The following is a list of the episodes of the HBO television drama Oz. Each episode addresses a particular theme, which is addressed during Augustus Hill's narratives as well as during various points in the actual episode. During the first six episodes of season 6, Hill shares the narration with another inmate. In the season 5 episode "Variety", the narratives are replaced by short songs sung by series characters, in a variety show format.

Series overview

Episodes

Season 1 (1997)
The first season of Oz stars Ernie Hudson as Warden Leo Glynn, Terry Kinney as Emerald City Unit Manager Tim McManus, Harold Perrineau as inmate and narrator Augustus Hill, and Eamonn Walker as new inmate and devout Muslim Kareem Saïd.

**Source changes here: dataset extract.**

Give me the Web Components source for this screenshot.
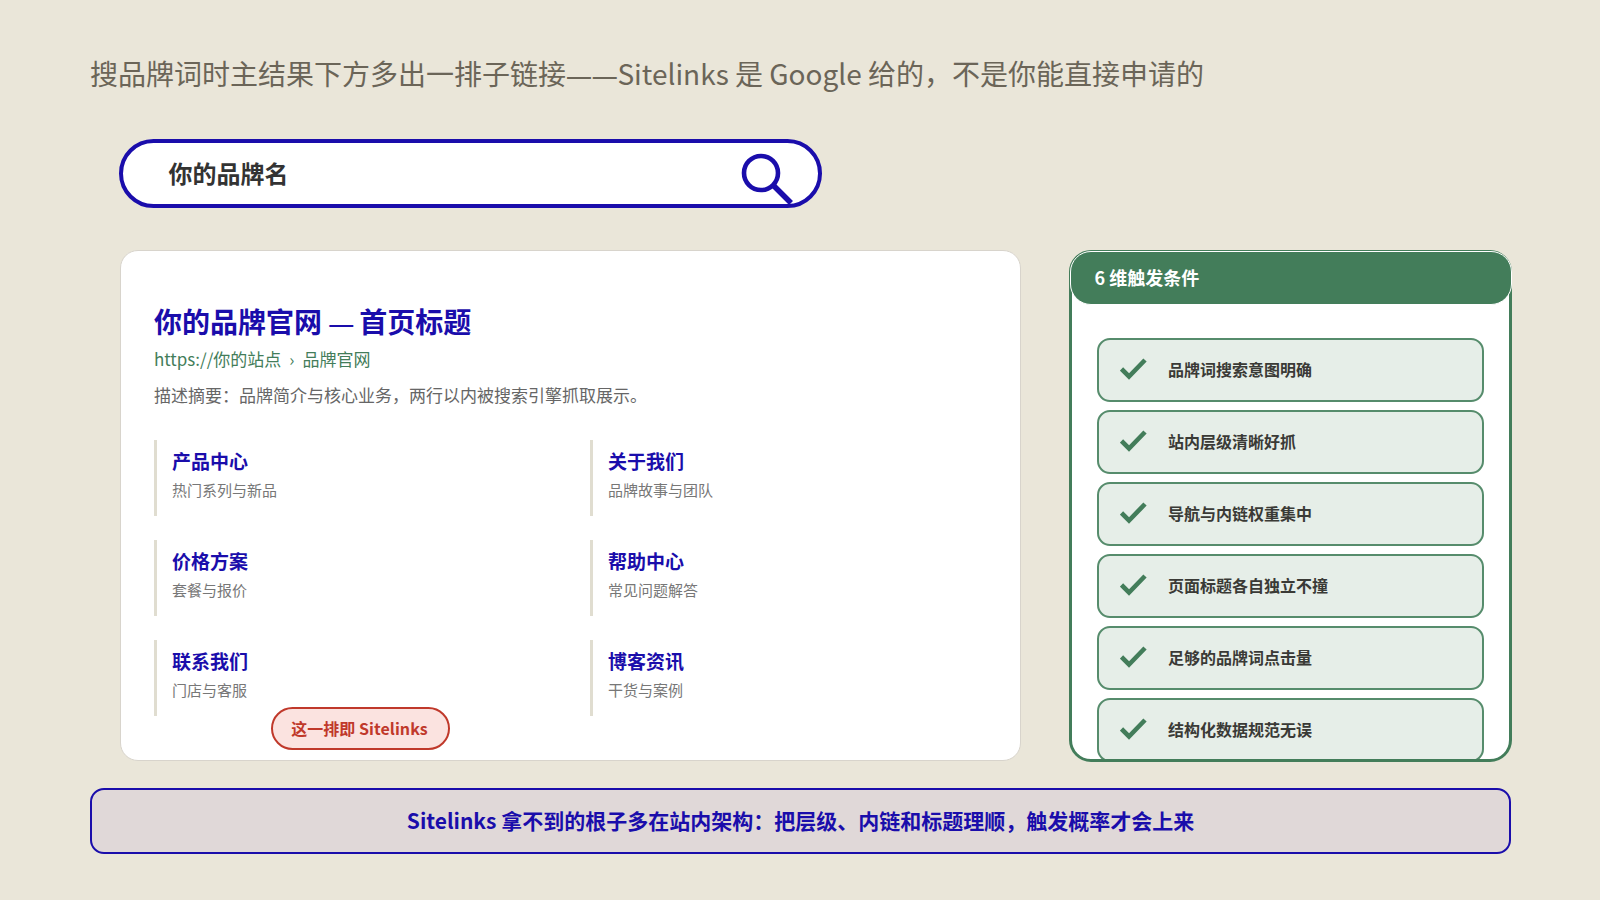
<!DOCTYPE html>
<html lang="zh-CN">
<head>
<meta charset="utf-8">
<title>Sitelinks</title>
<style>
html,body{margin:0;padding:0;background:#eae6d9;}
body{font-family:"Noto Sans CJK SC","Noto Sans",sans-serif;width:1600px;height:900px;overflow:hidden;}
.d{font-family:"Noto Sans","Noto Sans CJK SC",sans-serif;font-size:26px;letter-spacing:-.3px;}
</style>
</head>
<body>
<x-slide>
  <span slot="title">搜品牌词时主结果下方多出一排子链接<span class="d">——</span>Sitelinks 是 Google 给的，不是你能直接申请的</span>
  <x-search slot="search">你的品牌名</x-search>
  <x-result slot="result" heading="你的品牌官网 — 首页标题" site="https://你的站点" crumb="品牌官网" summary="描述摘要：品牌简介与核心业务，两行以内被搜索引擎抓取展示。" note="这一排即 Sitelinks">
    <x-sitelink name="产品中心" info="热门系列与新品"></x-sitelink>
    <x-sitelink name="关于我们" info="品牌故事与团队"></x-sitelink>
    <x-sitelink name="价格方案" info="套餐与报价"></x-sitelink>
    <x-sitelink name="帮助中心" info="常见问题解答"></x-sitelink>
    <x-sitelink name="联系我们" info="门店与客服"></x-sitelink>
    <x-sitelink name="博客资讯" info="干货与案例"></x-sitelink>
  </x-result>
  <x-panel slot="panel" heading="6 维触发条件">
    <x-check>品牌词搜索意图明确</x-check>
    <x-check>站内层级清晰好抓</x-check>
    <x-check>导航与内链权重集中</x-check>
    <x-check>页面标题各自独立不撞</x-check>
    <x-check>足够的品牌词点击量</x-check>
    <x-check>结构化数据规范无误</x-check>
  </x-panel>
  <x-banner slot="banner">Sitelinks 拿不到的根子多在站内架构：把层级、内链和标题理顺，触发概率才会上来</x-banner>
</x-slide>
<script>
function def(name, css, html){
  customElements.define(name, class extends HTMLElement{
    connectedCallback(){
      if(this.shadowRoot) return;
      const r=this.attachShadow({mode:'open'});
      const get=k=>this.getAttribute(k)||'';
      r.innerHTML='<style>'+css+'</style>'+html(get);
    }
  });
}
const FONT='font-family:"Noto Sans CJK SC","Noto Sans",sans-serif;';
def('x-slide',`
:host{display:flex;flex-direction:column;box-sizing:border-box;width:1600px;height:900px;padding:0 90px;${FONT}}
.title{height:139px;box-sizing:border-box;padding-top:51px;font-size:28px;line-height:44px;color:#6b6558;white-space:nowrap;}
.search{padding-left:28.5px;height:111px;}
.row{display:flex;gap:48px;padding-left:30px;height:512px;}
.banner{margin-top:26px;}
`,()=>`<div class="title"><slot name="title"></slot></div>
<div class="search"><slot name="search"></slot></div>
<div class="row"><slot name="result"></slot><slot name="panel"></slot></div>
<div class="banner"><slot name="banner"></slot></div>`);
def('x-search',`
:host{display:flex;align-items:center;justify-content:space-between;box-sizing:border-box;width:703px;height:69px;background:#fff;border:4px solid #1a0dab;border-radius:35px;padding:0 25px 0 46px;font-size:24px;font-weight:700;color:#333;}
span{margin-top:-3px;}
svg{display:block;margin-top:10px;flex:none;overflow:visible;}
`,()=>`<span><slot></slot></span><svg width="52" height="52" viewBox="0 0 52 52"><circle cx="20" cy="20" r="17" fill="none" stroke="#1a0dab" stroke-width="4.6"/><path d="M32 32 L50 50" stroke="#1a0dab" stroke-width="5.5" fill="none"/></svg>`);
def('x-result',`
:host{display:block;flex:none;position:relative;box-sizing:border-box;width:901px;height:511px;background:#fff;border:1px solid #d8d4cc;border-radius:18px;padding:51px 33px 0;overflow:hidden;}
h1{margin:0;height:38px;font-size:28px;line-height:38px;font-weight:700;color:#1a0dab;}
h1 span{font-family:"Noto Sans","Noto Sans CJK SC",sans-serif;font-size:26px;font-weight:400;letter-spacing:-1.5px;}
.url{margin-top:6px;font-size:17px;line-height:26px;color:#437d5a;}
.url i{font-style:normal;margin:0 8px;}
.sum{margin-top:10px;font-size:17px;line-height:26px;color:#666;}
.grid{display:grid;grid-template-columns:396px 396px;column-gap:40px;row-gap:24px;margin-top:32px;}
.note{position:absolute;left:150px;top:456px;box-sizing:border-box;height:43px;width:179px;padding:0 2px 2px 0;display:flex;align-items:center;justify-content:center;background:#fbe3e0;border:2px solid #c0392b;border-radius:22px;font-size:16px;font-weight:700;letter-spacing:.05px;color:#c0392b;}
`,g=>`<h1>${g('heading').replace('—','<span>—</span>')}</h1>
<div class="url">${g('site')}<i>›</i>${g('crumb')}</div>
<div class="sum">${g('summary')}</div>
<div class="grid"><slot></slot></div>
<div class="note">${g('note')}</div>`);
def('x-sitelink',`
:host{display:block;box-sizing:border-box;height:76px;border-left:3px solid #e0ddd0;padding:7px 0 0 15px;}
b{display:block;font-size:19px;line-height:28px;color:#1a0dab;font-weight:700;}
span{display:block;margin-top:3px;font-size:15px;line-height:24px;color:#777;}
`,g=>`<b>${g('name')}</b><span>${g('info')}</span>`);
def('x-panel',`
:host{display:flex;flex-direction:column;flex:none;box-sizing:border-box;width:443px;height:512px;background:#fff;border:3.5px solid #437d5a;border-radius:22px;}
.head{flex:none;box-sizing:border-box;height:54px;margin:-2.5px -2.5px 0;background:#437d5a;border:1px solid #fff;border-radius:21px;padding:0 0 2px 24px;display:flex;align-items:center;font-size:18px;font-weight:700;color:#fff;}
.list{flex:1;min-height:0;overflow:hidden;display:flex;flex-direction:column;gap:8px;padding:33px 25px 0 25px;}
`,g=>`<div class="head">${g('heading')}</div><div class="list"><slot></slot></div>`);
def('x-check',`
:host{display:flex;flex:none;align-items:center;box-sizing:border-box;height:64px;background:#e6eee8;border:2px solid #568c6c;border-radius:13px;padding-left:21px;font-size:16px;font-weight:700;color:#3a3a36;}
svg{flex:none;display:block;margin-right:21px;}
span{margin-top:-1px;}
`,()=>`<svg width="27" height="24" viewBox="0 0 27 24"><path d="M1.5 11 L9 18.5 L25 2" fill="none" stroke="#437d5a" stroke-width="4.6"/></svg><span><slot></slot></span>`);
def('x-banner',`
:host{display:flex;align-items:center;justify-content:center;box-sizing:border-box;width:1421px;height:66px;padding-bottom:2px;background:#e0d8d8;border:2px solid #1a0dab;border-radius:14px;font-size:21px;font-weight:700;color:#1a0dab;}
`,()=>`<slot></slot>`);
</script>
</body>
</html>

It also stars Kirk Acevedo as Latino inmate Miguel Alvarez, Edie Falco as correctional officer Diane Whittlesey, Rita Moreno as prison counselor Sister Peter Marie Reimondo, Tony Musante as inmate and Mafia boss Nino Schibetta, Leon Robinson as inmate Jefferson Keane, J.K. Simmons as inmate and Aryan Brotherhood leader Vernon Schillinger, Lee Tergesen as new inmate Tobias Beecher, Sean Whitesell as cannibalistic inmate Donald Groves, Dean Winters as manipulative Irish inmate Ryan O'Reily, and BD Wong as the prison chaplain Father Ray Mukada.

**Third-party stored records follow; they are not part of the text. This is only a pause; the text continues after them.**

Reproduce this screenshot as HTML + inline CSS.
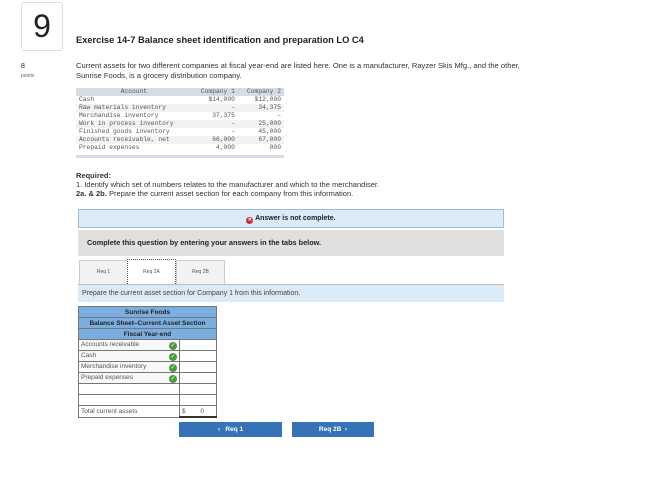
<!DOCTYPE html><html><head><style>
body{margin:0;width:658px;height:481px;background:#fff;font-family:"Liberation Sans",sans-serif;position:relative;overflow:hidden;color:#222}
.a{position:absolute}
.mono{font-family:"Liberation Mono",monospace;font-size:6.3px;color:#555}
table{border-collapse:collapse}
.dt td{padding:0 3px;height:8px;line-height:8px}
.bs td{border:1px solid #777;height:10px;padding:0 2px;font-size:6.5px;color:#555}
.bs .h{background:#7aaee0;text-align:center;color:#222;font-weight:bold;font-size:6.5px}
.ck{display:inline-block;width:8px;height:8px;border-radius:50%;background:#4a9a3c;float:right;margin-top:1px;color:#fff;font-size:6px;line-height:8px;text-align:center}
.btn{background:#3572b8;color:#fff;font-size:6.5px;font-weight:bold;text-align:center;line-height:15px;height:15px}
</style></head><body>
<div class="a" style="left:21px;top:2px;width:40px;height:47px;border:1px solid #ddd;border-radius:3px;font-size:32px;text-align:center;line-height:47px">9</div>
<div class="a" style="left:76px;top:35px;font-size:9.3px;font-weight:bold;color:#222">Exercise 14-7 Balance sheet identification and preparation LO C4</div>
<div class="a" style="left:21px;top:63px;font-size:7px">8</div>
<div class="a" style="left:21px;top:73px;font-size:5px;color:#666">points</div>
<div class="a" style="left:76px;top:61px;font-size:7.6px;line-height:9.5px;color:#333;white-space:nowrap">Current assets for two different companies at fiscal year-end are listed here. One is a manufacturer, Rayzer Skis Mfg., and the other,<br>Sunrise Foods, is a grocery distribution company.</div>
<div class="a" style="left:76px;top:88px;width:208px">
<table class="dt mono" style="width:208px">
<tr style="background:#d6dbe6"><td style="text-align:center">Account</td><td style="text-align:right">Company 1</td><td style="text-align:right">Company 2</td></tr>
<tr><td>Cash</td><td align=right>$14,000</td><td align=right>$12,000</td></tr>
<tr style="background:#f2f2f2"><td>Raw materials inventory</td><td align=right>–</td><td align=right>34,375</td></tr>
<tr><td>Merchandise inventory</td><td align=right>37,375</td><td align=right>–</td></tr>
<tr style="background:#f2f2f2"><td>Work in process inventory</td><td align=right>–</td><td align=right>25,000</td></tr>
<tr><td>Finished goods inventory</td><td align=right>–</td><td align=right>45,000</td></tr>
<tr style="background:#f2f2f2"><td>Accounts receivable, net</td><td align=right>66,000</td><td align=right>67,000</td></tr>
<tr><td>Prepaid expenses</td><td align=right>4,000</td><td align=right>800</td></tr>
</table>
<div style="height:3px;background:#d6dbe6;margin-top:3px"></div></div>
<div class="a" style="left:76px;top:171px;font-size:7.5px;line-height:9px;color:#333;white-space:nowrap"><b>Required:</b><br>1. Identify which set of numbers relates to the manufacturer and which to the merchandiser.<br><b>2a. &amp; 2b.</b> Prepare the current asset section for each company from this information.</div>
<div class="a" style="left:78px;top:209px;width:424px;height:17px;background:#dbeaf7;border:1px solid #9cbedd;text-align:center;font-size:7px;font-weight:bold;line-height:17px"><span style="display:inline-block;width:7px;height:7px;border-radius:50%;background:#c9302c;color:#fff;font-size:5px;line-height:7px;vertical-align:-1px">✕</span> Answer is not complete.</div>
<div class="a" style="left:78px;top:230px;width:426px;height:26px;background:#e0e0e0;font-size:7.3px;font-weight:bold;line-height:26px;text-indent:9px">Complete this question by entering your answers in the tabs below.</div>
<div class="a" style="left:79px;top:260px;width:47px;height:23px;border:1px solid #ccc;background:#f2f2f2;font-size:5px;text-align:center;line-height:23px;color:#555">Req 1</div>
<div class="a" style="left:127px;top:259px;width:47px;height:25px;border:1px dotted #555;background:#fff;font-size:5px;text-align:center;line-height:25px;color:#555">Req 2A</div>
<div class="a" style="left:176px;top:260px;width:47px;height:23px;border:1px solid #ccc;background:#f2f2f2;font-size:5px;text-align:center;line-height:23px;color:#555">Req 2B</div>
<div class="a" style="left:78px;top:284px;width:426px;height:17px;background:#dbeaf7;border-top:1px solid #bbb;font-size:7px;line-height:17px;text-indent:4px;color:#444">Prepare the current asset section for Company 1 from this information.</div>
<table class="a bs" style="left:78px;top:306px;width:139px">
<tr><td colspan=2 class="h">Sunrise Foods</td></tr>
<tr><td colspan=2 class="h">Balance Sheet–Current Asset Section</td></tr>
<tr><td colspan=2 class="h">Fiscal Year-end</td></tr>
<tr><td style="width:96px;background:#f6f8fa">Accounts receivable<span class="ck">✓</span></td><td></td></tr>
<tr><td style="background:#f6f8fa">Cash<span class="ck">✓</span></td><td></td></tr>
<tr><td style="background:#f6f8fa">Merchandise inventory<span class="ck">✓</span></td><td></td></tr>
<tr><td style="background:#f6f8fa">Prepaid expenses<span class="ck">✓</span></td><td></td></tr>
<tr><td></td><td></td></tr><tr><td></td><td></td></tr>
<tr><td>Total current assets</td><td style="border-bottom:2px solid #333">$<span style="float:right;margin-right:10px">0</span></td></tr>
</table>
<div class="a btn" style="left:179px;top:422px;width:103px">&lsaquo;&nbsp;&nbsp; Req 1</div>
<div class="a btn" style="left:292px;top:422px;width:82px">Req 2B &nbsp;&rsaquo;</div>
</body></html>
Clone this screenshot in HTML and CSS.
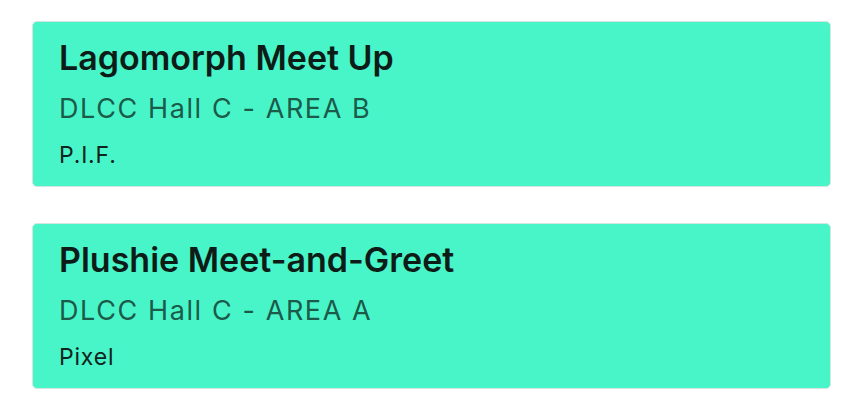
FILE: index.html
```html
<!DOCTYPE html>
<html>
<head>
<meta charset="utf-8">
<link rel="stylesheet" href="styles.css">
</head>
<body>
<div class="list">
  <div class="card">
    <div class="title">Lagomorph Meet Up</div>
    <div class="location">DLCC Hall C - AREA B</div>
    <div class="host">P.I.F.</div>
  </div>
  <div class="card">
    <div class="title">Plushie Meet-and-Greet</div>
    <div class="location">DLCC Hall C - AREA A</div>
    <div class="host">Pixel</div>
  </div>
</div>
</body>
</html>
```
FILE: styles.css
```css
html, body {
  margin: 0;
  padding: 0;
  background: #ffffff;
}
body {
  font-family: Inter, "Noto Sans", sans-serif;
}
.list {
  display: flex;
  flex-direction: column;
  gap: 36px;
  padding: 21px 32px 0 32px;
}
.card {
  background: #48f5c8;
  border: 1px solid #d3e6df;
  border-radius: 5px;
  padding: 15px 26px 0 26px;
  height: 166px;
  box-sizing: border-box;
}
.title {
  font-size: 34px;
  font-weight: 600;
  color: #0e1c18;
  line-height: 42px;
  letter-spacing: 0;
}
.location {
  font-size: 27px;
  font-weight: 400;
  color: #1c5a4a;
  line-height: 32px;
  margin-top: 14px;
  letter-spacing: 1.6px;
}
.host {
  font-size: 23px;
  color: #10231d;
  line-height: 28px;
  margin-top: 16px;
  letter-spacing: 0.8px;
}
```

Recurring guest stars included Adewale Akinnuoye-Agbaje as inmate and Homeboys gang leader Simon Adebisi, Rick Fox as inmate and former basketball star Jackson Vahue, goodfella Mike G as inmate and Schibetta's right-hand man Joey D'Angelo, Stephen Gevedon as biker inmate Scott Ross, Craig muMs Grant as inmate Arnold "Poet" Jackson, Željko Ivanek as Governor James Devlin, Tim McAdams as Homeboys inmate Johnny Post, George Morfogen as long-term inmate Bob Rebadow, Steve Ryan as corrupt Officer Mike Healy, Lauren Vélez as prison doctor Gloria Nathan, and J. D. Williams as Homeboys inmate Kenny Wangler.

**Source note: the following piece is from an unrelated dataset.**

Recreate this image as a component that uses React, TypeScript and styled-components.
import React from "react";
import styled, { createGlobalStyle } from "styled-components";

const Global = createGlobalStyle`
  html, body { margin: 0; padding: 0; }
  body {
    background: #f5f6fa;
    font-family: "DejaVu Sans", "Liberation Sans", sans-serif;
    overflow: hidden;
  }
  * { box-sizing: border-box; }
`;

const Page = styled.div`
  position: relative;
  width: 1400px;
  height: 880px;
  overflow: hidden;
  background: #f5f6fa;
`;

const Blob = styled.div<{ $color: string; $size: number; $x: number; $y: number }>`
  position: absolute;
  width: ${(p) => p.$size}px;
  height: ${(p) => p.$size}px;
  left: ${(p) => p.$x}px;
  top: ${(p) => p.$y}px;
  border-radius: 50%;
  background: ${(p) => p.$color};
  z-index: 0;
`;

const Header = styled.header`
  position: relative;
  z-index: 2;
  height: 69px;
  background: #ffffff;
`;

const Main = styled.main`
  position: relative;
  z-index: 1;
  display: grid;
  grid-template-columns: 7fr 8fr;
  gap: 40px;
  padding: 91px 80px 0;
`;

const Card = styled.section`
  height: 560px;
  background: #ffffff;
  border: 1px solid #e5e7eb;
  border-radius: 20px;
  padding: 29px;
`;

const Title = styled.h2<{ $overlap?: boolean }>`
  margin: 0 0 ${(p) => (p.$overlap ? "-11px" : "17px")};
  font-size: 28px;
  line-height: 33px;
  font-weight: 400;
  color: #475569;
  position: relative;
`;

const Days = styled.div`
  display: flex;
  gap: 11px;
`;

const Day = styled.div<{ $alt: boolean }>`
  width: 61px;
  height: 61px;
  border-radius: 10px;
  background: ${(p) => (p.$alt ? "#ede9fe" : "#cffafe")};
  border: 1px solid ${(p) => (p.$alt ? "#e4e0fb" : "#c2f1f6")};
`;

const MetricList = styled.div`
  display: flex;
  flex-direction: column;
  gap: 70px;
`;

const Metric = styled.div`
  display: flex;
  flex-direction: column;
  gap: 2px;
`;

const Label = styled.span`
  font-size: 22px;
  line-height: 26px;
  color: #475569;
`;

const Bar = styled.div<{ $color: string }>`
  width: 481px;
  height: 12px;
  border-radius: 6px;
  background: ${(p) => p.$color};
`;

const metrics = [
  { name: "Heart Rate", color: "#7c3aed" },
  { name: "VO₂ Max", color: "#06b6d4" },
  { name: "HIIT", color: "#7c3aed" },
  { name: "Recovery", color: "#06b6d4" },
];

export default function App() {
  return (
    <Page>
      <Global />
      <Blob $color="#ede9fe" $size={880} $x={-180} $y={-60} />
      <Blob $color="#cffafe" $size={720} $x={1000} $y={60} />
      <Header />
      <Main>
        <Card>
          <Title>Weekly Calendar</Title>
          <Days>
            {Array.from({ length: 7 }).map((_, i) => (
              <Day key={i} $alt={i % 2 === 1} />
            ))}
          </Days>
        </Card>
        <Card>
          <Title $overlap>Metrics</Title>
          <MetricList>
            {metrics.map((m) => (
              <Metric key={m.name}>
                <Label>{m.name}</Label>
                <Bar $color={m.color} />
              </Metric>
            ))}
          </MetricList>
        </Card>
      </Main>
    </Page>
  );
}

Season 1 chronicled the spiritual and political journeys of many of the characters as they descend into insanity, rise and fall politically, and seek redemption. The season showed how the different gangs fight each other as well as the prison system, culminating in a riot in which the inmates take over Emerald City.

Season 2 (1998)
The second season of Oz starred Kirk Acevedo as Latino inmate Miguel Alvarez, Ernie Hudson as Warden Leo Glynn, Terry Kinney as Emerald City Unit Manager Tim McManus, Rita Moreno as prison counselor Sister Peter Marie Reimondo, Harold Perrineau as inmate and narrator Augustus Hill, J.K. Simmons as reformed Aryan Brotherhood inmate Vernon Schillinger, Lee Tergesen as the mentally unstable inmate Tobias Beecher, Eamonn Walker as inmate and devout Muslim leader Kareem Saïd, and Dean Winters as manipulative Irish-American inmate Ryan O'Reily.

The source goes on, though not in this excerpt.